Governance and Evidence

Governance systems should show how staff-controlled restrictions are identified, justified, reviewed and reduced. Providers should be able to evidence restriction registers, PBS reviews, environmental changes, supervision discussions, incident analysis and quality-of-life outcomes.

Strong governance creates a clear line of sight from access restriction to behavioural impact, from behavioural analysis to proactive support and from proactive support to increased independence.

Providers should also evidence how people and families are involved in reviewing access arrangements wherever appropriate.

Commissioner and CQC Expectations

Commissioners expect providers to promote independence, community participation and proportionate risk management. They need assurance that restrictions are not being maintained because of staffing limitations or organisational convenience.

CQC will expect services to evidence person-centred care, least restrictive practice and positive risk management. Inspectors may review how access decisions are recorded, whether restrictions are individually justified and how reduction plans are monitored.

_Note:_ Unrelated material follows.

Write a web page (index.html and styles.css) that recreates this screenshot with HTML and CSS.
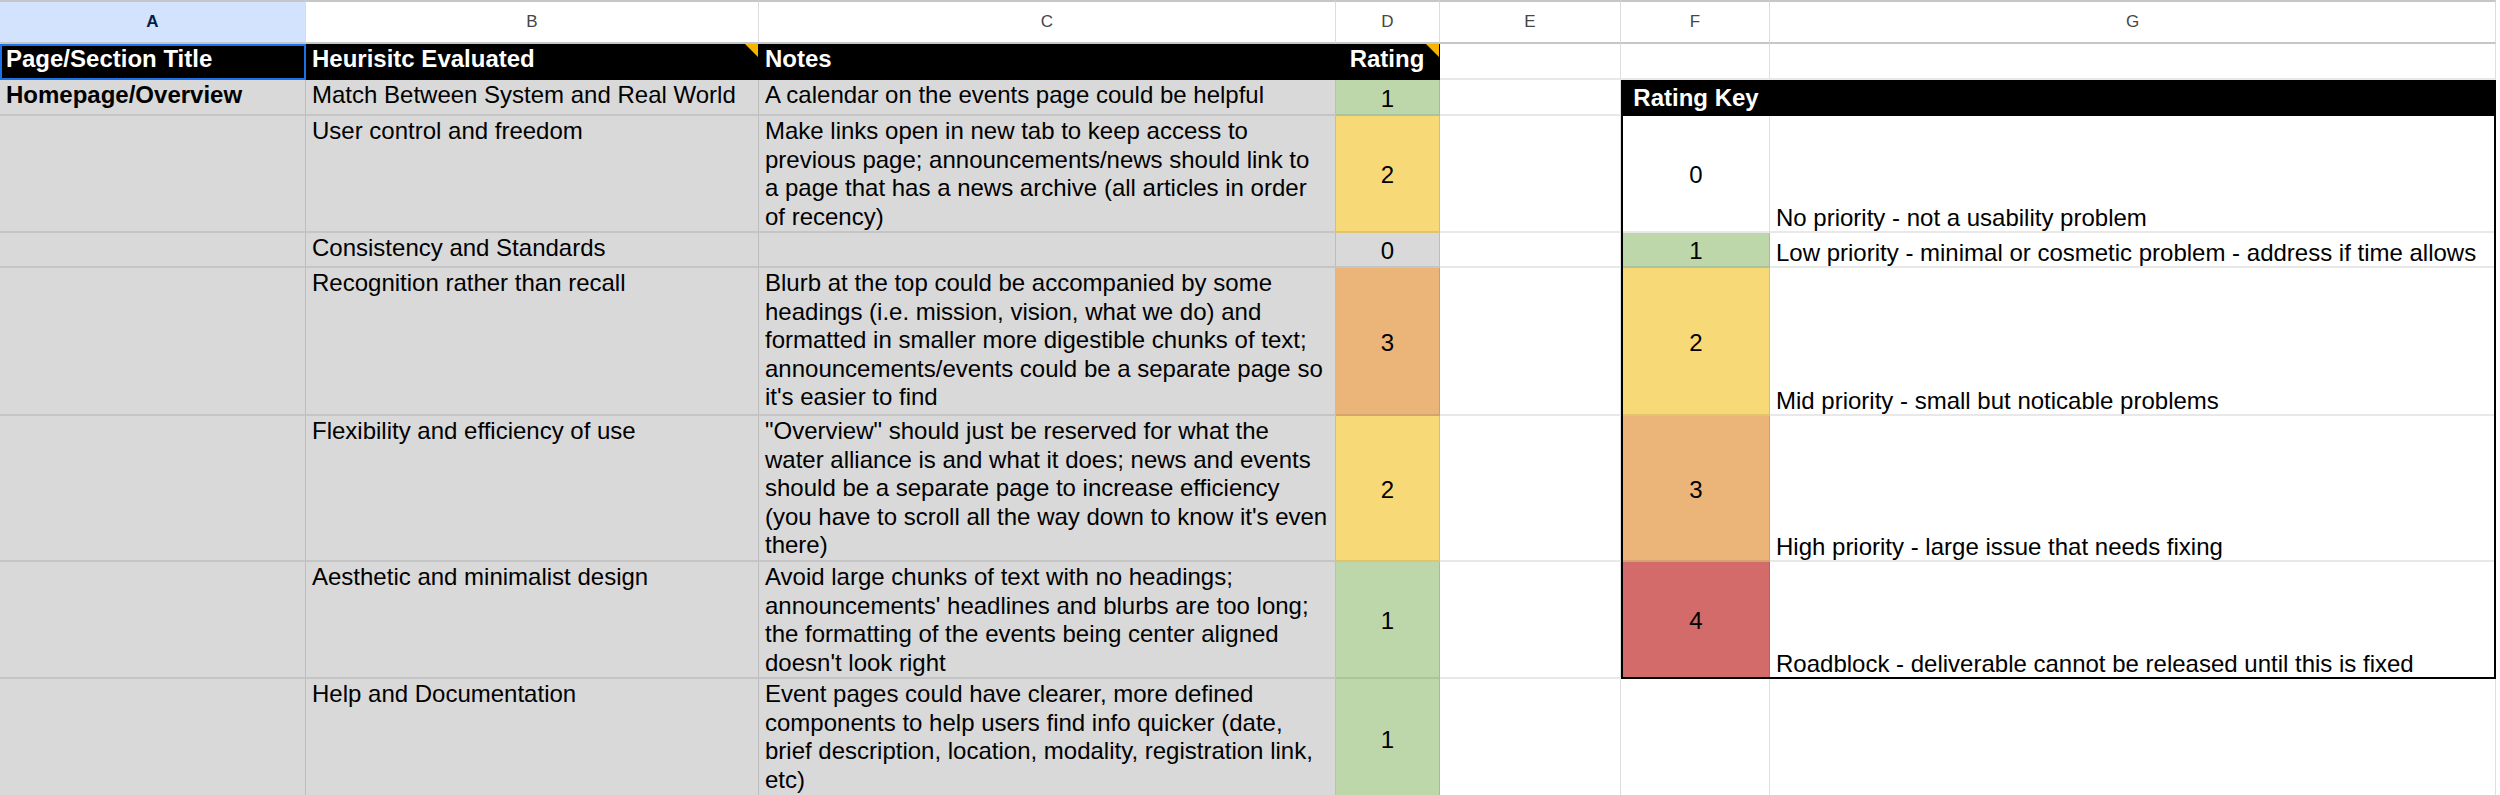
FILE: index.html
```html
<!DOCTYPE html>
<html lang="en">
<head>
    <meta charset="UTF-8">
    <meta name="viewport" content="width=device-width, initial-scale=1.0">
    <title>Heuristic Evaluation</title>
    <link rel="stylesheet" href="styles.css">
</head>
<body>
    <div class="sheet">
        <!-- column letters -->
        <div class="col-head active">A</div>
        <div class="col-head">B</div>
        <div class="col-head">C</div>
        <div class="col-head">D</div>
        <div class="col-head">E</div>
        <div class="col-head">F</div>
        <div class="col-head">G</div>

        <!-- row 1 -->
        <div class="cell head selected">Page/Section Title</div>
        <div class="cell head has-note">Heurisitc Evaluated</div>
        <div class="cell head">Notes</div>
        <div class="cell head center has-note">Rating</div>
        <div class="cell"></div>
        <div class="cell"></div>
        <div class="cell"></div>

        <!-- row 2 -->
        <div class="cell gray bold">Homepage/Overview</div>
        <div class="cell gray">Match Between System and Real World</div>
        <div class="cell gray">A calendar on the events page could be helpful</div>
        <div class="cell num green">1</div>
        <div class="cell"></div>

        <!-- row 3 -->
        <div class="cell gray"></div>
        <div class="cell gray">User control and freedom</div>
        <div class="cell gray">Make links open in new tab to keep access to previous page; announcements/news should link to a page that has a news archive (all articles in order of recency)</div>
        <div class="cell num yellow">2</div>
        <div class="cell"></div>

        <!-- row 4 -->
        <div class="cell gray"></div>
        <div class="cell gray">Consistency and Standards</div>
        <div class="cell gray"></div>
        <div class="cell num gray">0</div>
        <div class="cell"></div>

        <!-- row 5 -->
        <div class="cell gray"></div>
        <div class="cell gray">Recognition rather than recall</div>
        <div class="cell gray">Blurb at the top could be accompanied by some headings (i.e. mission, vision, what we do) and formatted in smaller more digestible chunks of text; announcements/events could be a separate page so it's easier to find</div>
        <div class="cell num orange">3</div>
        <div class="cell"></div>

        <!-- row 6 -->
        <div class="cell gray"></div>
        <div class="cell gray">Flexibility and efficiency of use</div>
        <div class="cell gray">"Overview" should just be reserved for what the water alliance is and what it does; news and events should be a separate page to increase efficiency (you have to scroll all the way down to know it's even there)</div>
        <div class="cell num yellow">2</div>
        <div class="cell"></div>

        <!-- row 7 -->
        <div class="cell gray"></div>
        <div class="cell gray">Aesthetic and minimalist design</div>
        <div class="cell gray">Avoid large chunks of text with no headings; announcements' headlines and blurbs are too long; the formatting of the events being center aligned doesn't look right</div>
        <div class="cell num green">1</div>
        <div class="cell"></div>

        <!-- row 8 -->
        <div class="cell gray"></div>
        <div class="cell gray">Help and Documentation</div>
        <div class="cell gray">Event pages could have clearer, more defined components to help users find info quicker (date, brief description, location, modality, registration link, etc)</div>
        <div class="cell num green">1</div>
        <div class="cell"></div>
        <div class="cell"></div>
        <div class="cell"></div>

        <!-- rating key, F2:G7 -->
        <div class="key">
            <div class="cell head center">Rating Key</div>
            <div class="cell head"></div>

            <div class="cell num">0</div>
            <div class="cell desc">No priority - not a usability problem</div>

            <div class="cell num green">1</div>
            <div class="cell desc">Low priority - minimal or cosmetic problem - address if time allows</div>

            <div class="cell num yellow">2</div>
            <div class="cell desc">Mid priority - small but noticable problems</div>

            <div class="cell num orange">3</div>
            <div class="cell desc">High priority - large issue that needs fixing</div>

            <div class="cell num red">4</div>
            <div class="cell desc">Roadblock - deliverable cannot be released until this is fixed</div>
        </div>
    </div>
</body>
</html>
```

FILE: styles.css
```css
body {
    margin: 0;
    font-family: "Liberation Sans", Arial, sans-serif;
    background: #fff;
    overflow: hidden;
}
.sheet {
    display: grid;
    grid-template-columns: 306px 453px 577px 104px 181px 149px 726px;
    grid-template-rows: 44px 36px 36px 117px 35px 148px 146px 117px 120px;
}
.col-head {
    box-sizing: border-box;
    display: flex;
    align-items: center;
    justify-content: center;
    font-size: 17px;
    color: #444746;
    border-top: 2px solid #c4c7c5;
    border-bottom: 2px solid #c4c7c5;
    border-right: 1px solid #dadce0;
}
.col-head.active {
    background: #d3e3fd;
    color: #041e49;
    font-weight: bold;
}
.cell {
    box-sizing: border-box;
    position: relative;
    padding: 1px 7px 0 6px;
    font-size: 24px;
    line-height: 28.5px;
    color: #000;
    border-right: 1px solid rgba(0, 0, 0, 0.12);
    border-bottom: 2px solid rgba(0, 0, 0, 0.09);
    overflow: hidden;
}
.head {
    background: #000;
    color: #fff;
    font-weight: bold;
}
.selected {
    outline: 2px solid #1a73e8;
    outline-offset: -2px;
}
.has-note::after {
    content: "";
    position: absolute;
    top: 0;
    right: 0;
    border-top: 13px solid #f4b400;
    border-left: 13px solid transparent;
}
.center {
    text-align: center;
}
.bold {
    font-weight: bold;
}
.gray {
    background: #d9d9d9;
}
.num {
    display: flex;
    align-items: center;
    justify-content: center;
    padding: 4px 0 0;
}
.green {
    background: #bdd7ab;
}
.yellow {
    background: #f8d978;
}
.orange {
    background: #ebb479;
}
.red {
    background: #d26b69;
}

.key {
    grid-column: 6 / 8;
    grid-row: 3 / 9;
    display: grid;
    grid-template-columns: 147px 1fr;
    grid-template-rows: 34px 117px 35px 148px 146px 115px;
    border: 2px solid #000;
}
.key .head {
    display: flex;
    align-items: center;
    justify-content: center;
    padding: 0;
}
.key .desc {
    display: flex;
    align-items: flex-end;
    border-right: none;
    padding-bottom: 0;
    line-height: 26.5px;
}
.key .cell:nth-last-child(-n+2) {
    border-bottom: none;
}
```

Strong services demonstrate that access restrictions are dynamic, evidence-led and actively reduced wherever safe to do so.

Common Pitfalls

  • Keeping restrictions in place after original risks have changed.
  • Using blanket staff permission systems for convenience.
  • Failing to analyse why access requests increase distress.
  • Applying inconsistent rules across shifts.
  • Restricting access instead of improving environmental support.
  • Recording compliance as success without reviewing autonomy or wellbeing.

Conclusion

Restrictive practice reduction through reviewing staff-controlled access helps PBS services recognise how everyday permissions shape independence, dignity and emotional wellbeing.

Strong providers evidence how access barriers are reduced, how proactive support replaces unnecessary control and how people gain greater participation in ordinary daily life. This gives commissioners and CQC confidence that restrictive practice reduction is being delivered in practical, measurable ways.